The dynamic "more" page also included
a delete button if the user was a document library administrator.
The static page had both update and delete buttons but the invoked
programs checked that the current user was the correct user before
allowing these function to be performed.
The system determined the upload date, file size and the uploader's
name from the AUTHENTICATED_USER value. On the "more" detail page or when
user selected it for inclusion in the report format, the uploader's
name was displayed but no other information. Their name was a link to
a one record query into the member directory so that current contact
information would always be available. The link was based on an
encrypted version of their member number.

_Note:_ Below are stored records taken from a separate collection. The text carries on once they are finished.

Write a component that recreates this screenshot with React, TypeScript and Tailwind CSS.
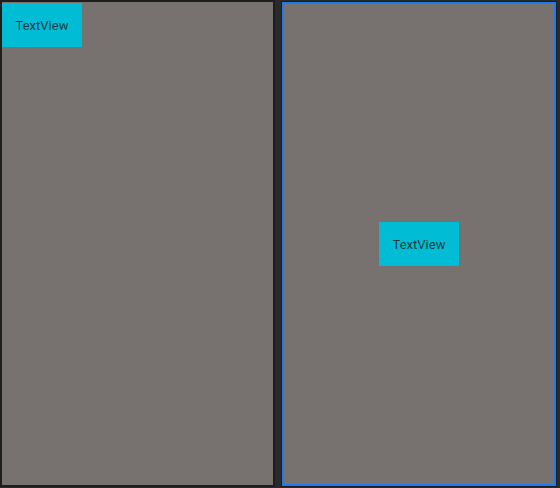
export default function App() {
  return (
    <div className="w-[560px] h-[488px] bg-[#2a2a2a] flex items-start gap-[6px] overflow-hidden" style={{ fontFamily: "Roboto, 'Open Sans', sans-serif" }}>
      <div className="w-[275px] h-[487px] border-2 border-[#1e1e1e] bg-[#77726f] flex items-start justify-start pt-[1px]">
        <div className="w-[80px] h-[44px] bg-[#00bcd4] flex items-center justify-center pt-[2px] text-[13px] text-[#1d3e47]">TextView</div>
      </div>
      <div className="w-[276px] h-[486px] border-[1px] border-[#1e1e1e] mt-[1px]">
        <div className="w-full h-full border-2 border-[#1c7cf0] bg-[#77726f] flex items-center justify-center">
          <div className="w-[80px] h-[44px] bg-[#00bcd4] flex items-center justify-center pt-[1px] text-[13px] text-[#1d3e47]">TextView</div>
        </div>
      </div>
    </div>
  );
}
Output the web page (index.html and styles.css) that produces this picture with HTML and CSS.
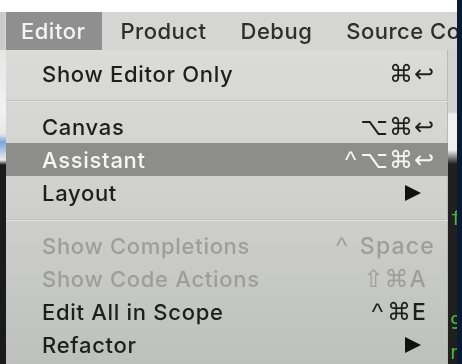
FILE: index.html
```html
<!DOCTYPE html>
<html lang="en">
<head>
    <meta charset="UTF-8">
    <meta name="viewport" content="width=device-width, initial-scale=1.0">
    <title>Editor menu</title>
    <link rel="stylesheet" href="styles.css">
</head>
<body>
    <div class="screen">
        <div class="main">
            <div class="top-strip"></div>

            <nav class="menubar">
                <span class="menubar-item active">Editor</span>
                <span class="menubar-item">Product</span>
                <span class="menubar-item">Debug</span>
                <span class="menubar-item">Source Control</span>
            </nav>

            <div class="below">
                <div class="bg-left"></div>

                <ul class="dropdown">
                    <li class="item">
                        <span class="label">Show Editor Only</span>
                        <span class="keys">⌘↩</span>
                    </li>
                    <li class="separator"></li>
                    <li class="item">
                        <span class="label">Canvas</span>
                        <span class="keys">⌥⌘↩</span>
                    </li>
                    <li class="item selected">
                        <span class="label">Assistant</span>
                        <span class="keys"><span class="caret">^</span>⌥⌘↩</span>
                    </li>
                    <li class="item">
                        <span class="label">Layout</span>
                        <span class="submenu"></span>
                    </li>
                    <li class="separator"></li>
                    <li class="item disabled">
                        <span class="label">Show Completions</span>
                        <span class="keys"><span class="caret">^</span> <span class="key-word">Space</span></span>
                    </li>
                    <li class="item disabled">
                        <span class="label">Show Code Actions</span>
                        <span class="keys">⇧⌘<span class="key-word letter">A</span></span>
                    </li>
                    <li class="item">
                        <span class="label">Edit All in Scope</span>
                        <span class="keys"><span class="caret">^</span>⌘<span class="key-word letter">E</span></span>
                    </li>
                    <li class="item">
                        <span class="label">Refactor</span>
                        <span class="submenu"></span>
                    </li>
                </ul>

                <div class="bg-right">
                    <span class="code-glyph g-f">f</span>
                    <span class="code-glyph g-9">9</span>
                    <span class="code-glyph g-n">n</span>
                </div>
            </div>
        </div>
        <div class="navy-edge"></div>
    </div>
</body>
</html>
```

FILE: styles.css
```css
/* Reset básico */
* {
    margin: 0;
    padding: 0;
    box-sizing: border-box;
}

body {
    width: 462px;
    height: 364px;
    overflow: hidden;
    background-color: #ffffff;
    font-family: 'Inter', 'Liberation Sans', sans-serif;
}

.screen {
    display: flex;
    height: 364px;
    filter: blur(0.6px);
}

.main {
    width: 457px;
    display: flex;
    flex-direction: column;
}

.navy-edge {
    width: 5px;
    background-color: #0b1a34;
}

.top-strip {
    height: 12px;
    background-color: #ffffff;
}

/* barra de menu */
.menubar {
    height: 38px;
    display: flex;
    align-items: stretch;
    padding-left: 1px;
    background-color: #d5d5d3;
    border-left: 5px solid #cbcbc9;
    white-space: nowrap;
    overflow: hidden;
}

.menubar-item {
    display: flex;
    align-items: center;
    padding: 0 16px 0 18px;
    font-size: 22px;
    font-weight: 500;
    letter-spacing: 0.5px;
    color: #2e2e2e;
}

.menubar-item.active {
    padding: 0 17px 0 15px;
    background-color: #8f8f8f;
    color: #f4f4f4;
}

.below {
    flex: 1;
    display: flex;
}

.bg-left {
    width: 6px;
    background: linear-gradient(to bottom,
        #e6e6e6 0, #f2f2f2 60px, #e8e8e8 84px,
        #7aa6d8 92px, #eaeaea 110px,
        #1b1b1b 115px, #1b1b1b 100%);
}

.bg-right {
    width: 9px;
    display: flex;
    flex-direction: column;
    overflow: hidden;
    background: linear-gradient(to bottom,
        #d2d2d0 0, #d2d2d0 62px, #f0f0f0 64px, #f0f0f0 100px,
        #1f1f1f 114px, #1f1f1f 100%);
}

.code-glyph {
    font-family: 'DejaVu Sans Mono', monospace;
    font-size: 20px;
    line-height: 20px;
    color: #4fb340;
    margin-left: 2px;
}

.g-f {
    margin-top: 158px;
}

.g-9 {
    margin-top: 84px;
}

.g-n {
    margin-top: 10px;
}

/* menu suspenso */
.dropdown {
    width: 442px;
    list-style: none;
    padding-top: 7px;
    background: linear-gradient(to bottom, #dbdbd9, #cfd0cd 50%, #bec0bd);
    box-shadow: inset -1px 0 0 #b9b9b7;
}

.item {
    height: 33px;
    display: flex;
    align-items: center;
    justify-content: space-between;
    padding: 0 13px 0 36px;
    font-size: 22px;
    font-weight: 500;
    letter-spacing: 0.7px;
    color: #1e1e1e;
}

.item.selected {
    background-color: #8d8d8c;
    color: #f6f6f6;
}

.item.disabled {
    color: #9d9e9b;
}

.separator {
    height: 20px;
    display: flex;
    align-items: center;
}

.separator::before {
    content: '';
    display: block;
    width: 100%;
    height: 1px;
    background-color: #c2c2c0;
    box-shadow: 0 1px 0 #e2e2e0;
}

.keys {
    font-family: 'DejaVu Sans', sans-serif;
    font-size: 24px;
    letter-spacing: 1px;
}

.caret {
    font-family: 'Liberation Sans', sans-serif;
    font-size: 24px;
    margin-right: 3px;
}

.key-word {
    font-family: 'Inter', 'Liberation Sans', sans-serif;
    font-weight: 500;
    font-size: 23px;
    letter-spacing: 1.2px;
}

.letter {
    margin-right: 8px;
}

.submenu {
    width: 0;
    height: 0;
    margin-right: 14px;
    border-left: 16px solid #111111;
    border-top: 8px solid transparent;
    border-bottom: 8px solid transparent;
}
```
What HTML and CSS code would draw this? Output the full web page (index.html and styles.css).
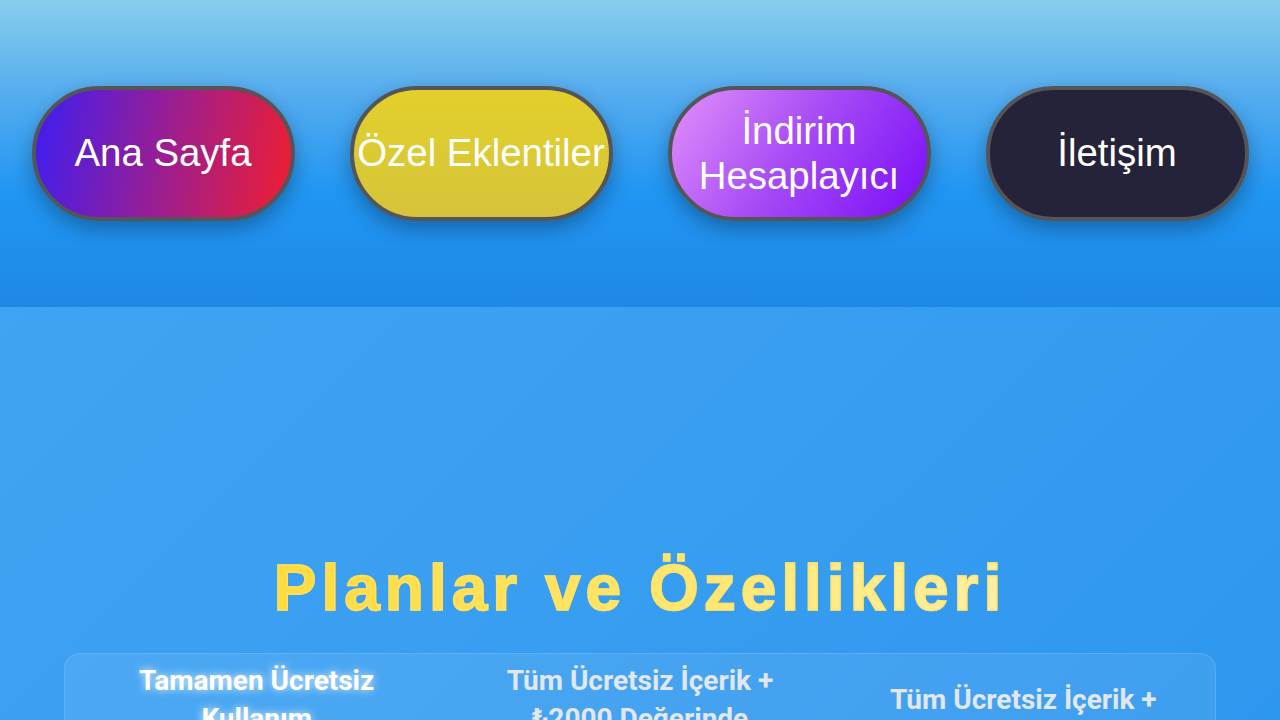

As part of the document library project, the standard search form
was enhanced to include search the current section area, search all
sections or search the entire site. A key strength of Microsoft's
Index Server was that in a search like this if the user selected
all sections but was only eligible (had the necessary OS file
rights) to see results from say three,
those would be the only ones Index Server would return. Each document
library was associated with its own NT group and section members who
qualified were automatically added to this group during registration
or by the nightly update processes. No programing or configuration
had to be performed to cause Index Server limit the displayed result
list. If the user did not have the rights to retrieve the document
Index Server would not reveal that it existed.